The problem
While updating a Debian system I ran:
apt-get update
apt-get upgrade
And got this at the end:
The following packages have been kept back:
linux-image-amd64 linux-headers-amd64
0 upgraded, 0 newly installed, 0 to remove and 2 not upgraded.
The packages were not updated. Running apt-get upgrade again produced the same result.
Why it happens
apt upgrade is intentionally conservative. It will not install new packages or remove existing ones to satisfy dependencies — it only upgrades packages that can be resolved without touching anything else.

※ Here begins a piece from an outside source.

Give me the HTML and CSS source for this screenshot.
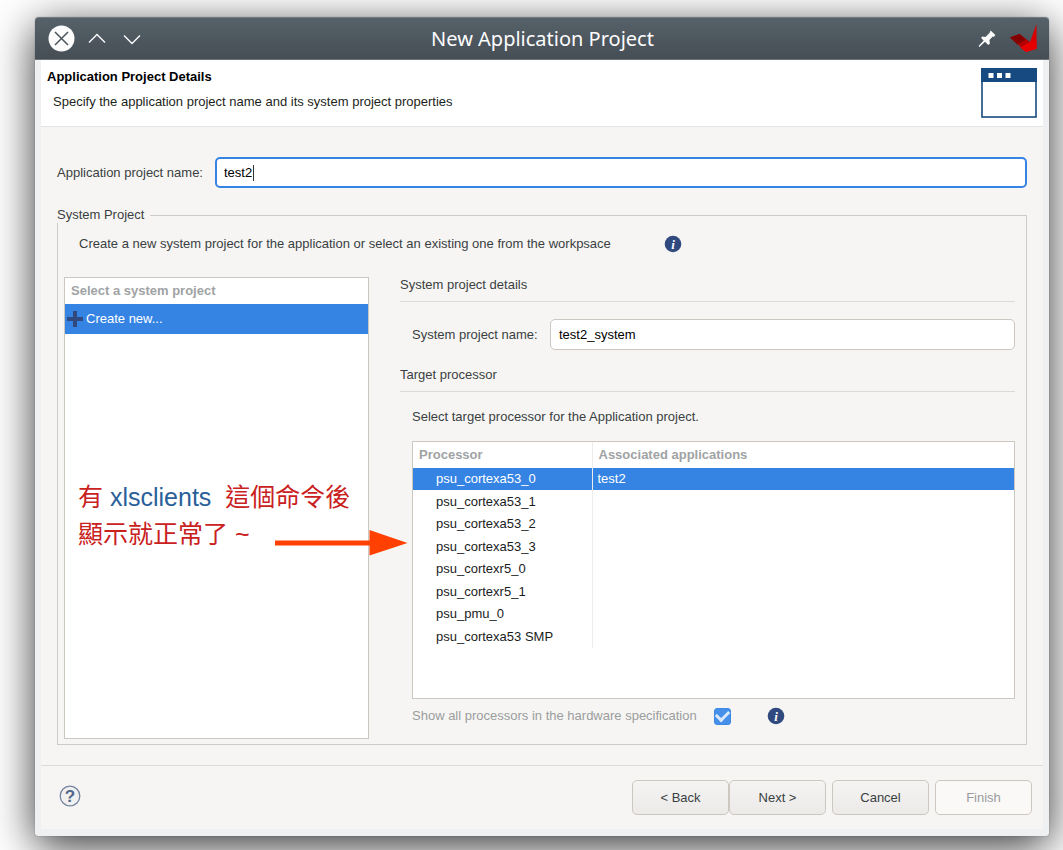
FILE: index.html
```html
<!DOCTYPE html>
<html lang="zh-Hant">
<head>
<meta charset="utf-8">
<title>New Application Project</title>
<link rel="stylesheet" href="styles.css">
</head>
<body>
<main class="window">
  <header class="titlebar">
    <div class="title-group">
      <button class="title-btn" aria-label="Close"><svg width="28" height="28" viewBox="0 0 28 28"><circle cx="13.500" cy="13.500" r="13" fill="#fcfcfc"/><path d="M7 7l13 13M20 7l-13 13" stroke="#4b545b" stroke-width="1.500" fill="none"/></svg></button>
      <button class="title-btn" aria-label="Maximize"><svg width="18" height="28" viewBox="0 0 18 28"><path d="M1 17.500l8-8 8 8" stroke="#fcfcfc" stroke-width="1.400" fill="none"/></svg></button>
      <button class="title-btn" aria-label="Minimize"><svg width="18" height="28" viewBox="0 0 18 28"><path d="M1 10.500l8 8 8-8" stroke="#fcfcfc" stroke-width="1.400" fill="none"/></svg></button>
    </div>
    <h1 class="title">New Application Project</h1>
    <div class="title-group title-end">
      <button class="title-btn" aria-label="Keep above"><svg width="18" height="18" viewBox="0 0 18 18"><path d="M12.600 .6l4.800 4.400-1.700 2-1-.4-3.300 3.300 .5 3.600-1.600 1.400-3.300-3.200-5.600 5.200-.8-.8 5-5.700-2.500-2.300 1.200-1.600 3.200.4 4-4z" fill="#fcfcfc"/></svg></button>
      <svg class="brand" width="28" height="29" viewBox="0 0 28 29"><path d="M1 13.500l9.500-3.500 10.500 8 -4 9.500z" fill="#b40000"/><path d="M1 13.500l9.500-3.500 6.500 5.500-8.500 5z" fill="#820000"/><path d="M27.500 0v25l-10.500 3-3-2.500 7-7.500z" fill="#d80000"/><path d="M21 18l6.500-1.500v8l-10.500 3.500-6-4.500z" fill="#e60000"/></svg>
    </div>
  </header>

  <section class="banner">
    <div>
      <h2 class="banner-title">Application Project Details</h2>
      <p class="banner-text">Specify the application project name and its system project properties</p>
    </div>
    <svg width="56" height="50" viewBox="0 0 56 50"><rect x="1" y="1" width="54" height="48" fill="#fff" stroke="#174a80" stroke-width="1.600"/><path d="M0 0h56v14H0z" fill="#174a80"/><path d="M7.500 5h5v5h-5zM16 5h5v5h-5zM24.500 5h5v5h-5z" fill="#fff"/></svg>
  </section>

  <form class="content">
    <div class="field">
      <label class="label" for="app-name">Application project name:</label>
      <span class="input-wrap"><input class="input focused" id="app-name" type="text" value="test2"><span class="caret"></span></span>
    </div>

    <fieldset class="group">
      <legend>System Project</legend>
      <div class="intro">
        <span class="intro-text">Create a new system project for the application or select an existing one from the workpsace</span>
        <svg width="18" height="18" viewBox="0 0 18 18"><circle cx="9" cy="9" r="8.300" fill="#304a80"/><text x="9" y="13.500" class="info-glyph">i</text></svg>
      </div>
      <div class="columns">
        <div class="panel systems">
          <table class="list">
            <thead><tr><th>Select a system project</th></tr></thead>
            <tbody><tr class="selected"><td><span class="create"><svg width="16" height="16" viewBox="0 0 16 16"><path d="M6 0h4v6h6v4h-6v6H6v-6H0V6h6z" fill="#304a80"/></svg>Create new...</span></td></tr></tbody>
          </table>
          <p class="note">有 <span class="command">xlsclients</span>&nbsp; 這個命令後<br>顯示就正常了 ~</p>
          <svg class="arrow" width="134" height="26" viewBox="0 0 134 26"><path d="M0 10.500h94.500V0l38 13-38 12.500v-10H0z" fill="#ff4000"/></svg>
        </div>
        <div class="details">
          <h3 class="heading">System project details</h3>
          <div class="field sub-field">
            <label class="sub-label" for="sys-name">System project name:</label>
            <span class="input-wrap"><input class="input" id="sys-name" type="text" value="test2_system"></span>
          </div>
          <h3 class="heading">Target processor</h3>
          <div class="target">
            <p class="hint">Select target processor for the Application project.</p>
            <div class="panel processors">
              <table class="list grid">
                <thead><tr><th class="col-name">Processor</th><th>Associated applications</th></tr></thead>
                <tbody>
                  <tr class="selected"><td>psu_cortexa53_0</td><td>test2</td></tr>
                  <tr><td>psu_cortexa53_1</td><td></td></tr>
                  <tr><td>psu_cortexa53_2</td><td></td></tr>
                  <tr><td>psu_cortexa53_3</td><td></td></tr>
                  <tr><td>psu_cortexr5_0</td><td></td></tr>
                  <tr><td>psu_cortexr5_1</td><td></td></tr>
                  <tr><td>psu_pmu_0</td><td></td></tr>
                  <tr><td>psu_cortexa53 SMP</td><td></td></tr>
                </tbody>
              </table>
            </div>
            <div class="show-all">
              <label class="show-label" for="show-all">Show all processors in the hardware specification</label>
              <input class="check" id="show-all" type="checkbox" checked disabled>
              <svg class="info-end" width="18" height="18" viewBox="0 0 18 18"><circle cx="9" cy="9" r="8.300" fill="#304a80"/><text x="9" y="13.500" class="info-glyph">i</text></svg>
            </div>
          </div>
        </div>
      </div>
    </fieldset>
  </form>

  <footer class="footer">
    <button class="help" aria-label="Help"><svg width="22" height="22" viewBox="0 0 22 22"><circle cx="11" cy="11" r="9.800" fill="#f0f0f0" stroke="#7484a0" stroke-width="1.300"/><text x="11" y="17" class="help-glyph">?</text></svg></button>
    <div class="actions">
      <div class="steps"><button class="btn">&lt; Back</button><button class="btn">Next &gt;</button></div>
      <button class="btn">Cancel</button>
      <button class="btn" disabled>Finish</button>
    </div>
  </footer>
</main>
</body>
</html>
```
FILE: styles.css
```css
* { box-sizing: border-box; }
body {
  margin: 0;
  min-height: 100vh;
  padding: 17px 14px 14px 35px;
  display: flex;
  overflow: hidden;
  background: #fff;
  color: #3a3f42;
  font: 13px/16px "Liberation Sans", Arial, sans-serif;
}
h1, h2, h3, p { margin: 0; }
button, input { font: inherit; color: inherit; }
svg { display: block; flex: none; }

.window {
  flex: 1;
  display: flex;
  flex-direction: column;
  padding: 0 6px 7px;
  background: #eff0f2;
  border-radius: 4px 4px 3px 3px;
  box-shadow: 0 0 1px rgba(0, 0, 0, .5), 0 10px 44px rgba(0, 0, 0, .8);
}
.titlebar {
  display: grid;
  grid-template-columns: 1fr auto 1fr;
  align-items: center;
  height: 43px;
  margin: 0 -6px;
  padding: 0 12px 0 13px;
  border-top: 1px solid #717b82;
  border-bottom: 1px solid #6c757b;
  border-radius: 4px 4px 0 0;
  background: linear-gradient(#566169, #464e55);
}
.title-group { display: flex; align-items: center; gap: 17px; }
.title-group .title-btn:first-child { margin-right: -5px; }
.title-end { justify-content: flex-end; gap: 18px; }
.title-btn, .help { padding: 0; border: 0; background: none; }
.title { color: #fcfcfc; font: 400 20px/28px "Noto Sans", sans-serif; }

.banner {
  display: flex;
  justify-content: space-between;
  align-items: flex-start;
  padding: 8px 6px;
  height: 67px;
  background: #fff;
  border-bottom: 1px solid #e4e4e3;
}
.banner-title { color: #000; font-size: 13px; line-height: 18px; }
.banner-text { padding: 8px 6px 0; color: #1c1f20; }

.content {
  flex: 1;
  display: flex;
  flex-direction: column;
  padding: 30px 16px 20px;
  background: #f6f5f3;
}
.field { display: flex; align-items: center; gap: 6px; }
.label { min-width: 152px; }
.sub-label { min-width: 132px; }
.input-wrap { position: relative; flex: 1; display: flex; }
.input {
  width: 100%;
  height: 31px;
  padding: 0 8px;
  border: 1px solid #cdc7c2;
  border-radius: 5px;
  background: #fff;
  color: #000;
  outline: 0;
}
.focused { border: 2px solid #3584e4; padding: 0 7px; }
.caret { position: absolute; left: 38px; top: 8px; width: 1px; height: 16px; background: #333; }

.group {
  flex: 1;
  display: flex;
  flex-direction: column;
  min-width: 0;
  margin: 19px 0 0;
  padding: 12px 11px 5px 6px;
  border: 1px solid #cfcac6;
}
.group legend { margin-left: -7px; padding: 0 6px 0 0; }
.intro { display: flex; align-items: center; gap: 30px; padding-left: 15px; }
.intro-text { min-width: 555px; }
.columns { display: grid; grid-template-columns: 305fr 615fr; gap: 31px; padding-top: 24px; flex: 1; }
.panel { border: 1px solid #cdc7c2; background: #fff; }
.systems { position: relative; }
.list { width: 100%; border-collapse: collapse; }
.list th { height: 26px; padding: 0 6px; color: #a0a3a4; text-align: left; }
.list td { height: 30px; padding: 0 4px 0 2px; }
.selected { background: #3584e4; color: #fff; }
.create { display: flex; align-items: center; gap: 3px; }

.note {
  position: absolute;
  left: 13px;
  top: 201px;
  color: #c9211e;
  font: 25px/37px "Liberation Sans", "Noto Sans CJK TC", sans-serif;
  white-space: nowrap;
}
.command { color: #2a6099; }
.arrow { position: absolute; left: 210px; top: 252px; }

.heading { padding-bottom: 8px; border-bottom: 1px solid #dcd9d6; font-size: 13px; font-weight: 400; }
.sub-field { padding: 17px 0 17px 12px; }
.target { padding: 17px 0 0 12px; }
.processors { height: 258px; margin-top: 16px; }
.grid { table-layout: fixed; color: #1a1c1d; }
.col-name { width: 179px; }
.grid td { height: 23px; padding-left: 5px; line-height: 16px; }
.grid tr:nth-child(odd) td { height: 22px; }
.grid .selected td { height: 23px; color: #fff; }
.grid td:first-child { padding-left: 23px; }
.grid th:first-child, .grid td:first-child { border-right: 1px solid #ececec; }
.show-all { display: flex; align-items: center; padding-top: 8px; gap: 6px; color: #9a9d9e; }
.show-label { min-width: 296px; }
.info-end { margin-left: 30px; }
.check {
  appearance: none;
  display: grid;
  place-items: center;
  width: 17px;
  height: 17px;
  margin: 0;
  border: 1px solid #3d8ae6;
  border-radius: 3px;
  background: #4690ea;
}
.check::after {
  content: "";
  width: 10px;
  height: 6px;
  margin-bottom: 3px;
  border: solid #d9e8fb;
  border-width: 0 0 3px 3px;
  transform: rotate(-45deg);
}
.info-glyph { fill: #fff; font: italic bold 13px "Liberation Serif", serif; text-anchor: middle; }
.help-glyph { fill: #52658a; font: bold 17px "Liberation Sans", sans-serif; text-anchor: middle; }

.footer {
  display: flex;
  justify-content: space-between;
  align-items: flex-start;
  padding: 14px 11px 14px 18px;
  border-top: 1px solid #dcdad7;
  background: #f6f5f3;
}
.help { margin-top: 5px; }
.actions { display: flex; gap: 6px; }
.steps { display: flex; }
.btn {
  width: 97px;
  height: 35px;
  padding: 0;
  border: 1px solid #cdc7c2;
  border-radius: 5px;
  background: linear-gradient(#f5f4f3, #ebeae8);
}
.btn:disabled { color: #999c9d; background: #faf9f8; }
```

When a package update introduces new dependencies or requires removing a conflicting package, apt upgrade holds it back rather than making those changes automatically.
This is most common with:
- Kernel upgrades (which install a new
linux-image-*package alongside the old one) - Packages that have changed their dependency tree between versions
- Transitions between major library versions
The fix
apt-get dist-upgrade
Or with the modern apt command (Debian 8+ / Ubuntu 14.04+):
apt full-upgrade
Both do the same thing: they allow resolving dependencies by installing new packages or removing obsolete ones. The held-back packages get upgraded.
Before running it — check what will change
dist-upgrade can be more disruptive than a regular upgrade. Before confirming, review what it plans to do:
apt-get dist-upgrade --dry-run
Look at the summary line:
5 upgraded, 2 newly installed, 1 to remove and 0 not upgraded.
If you see unexpected removals of packages you care about, investigate before proceeding. For routine kernel upgrades and library transitions on a well-maintained system, it is safe to confirm.
See what is held back
To list packages that have available upgrades:
apt list --upgradable
To upgrade a single held-back package without running a full dist-upgrade:
apt-get install package-name
Specifying the package name directly forces apt to resolve its new dependencies.
upgrade vs full-upgrade — when to use each
| Command | Behavior |
|---|---|
apt upgrade |
Safe, never removes packages or installs new ones |
apt full-upgrade |
Resolves dependencies fully, may install or remove packages |
For a desktop or server you maintain regularly, running full-upgrade is the normal path. Use upgrade only when you want to apply non-disruptive security patches without touching dependency graphs.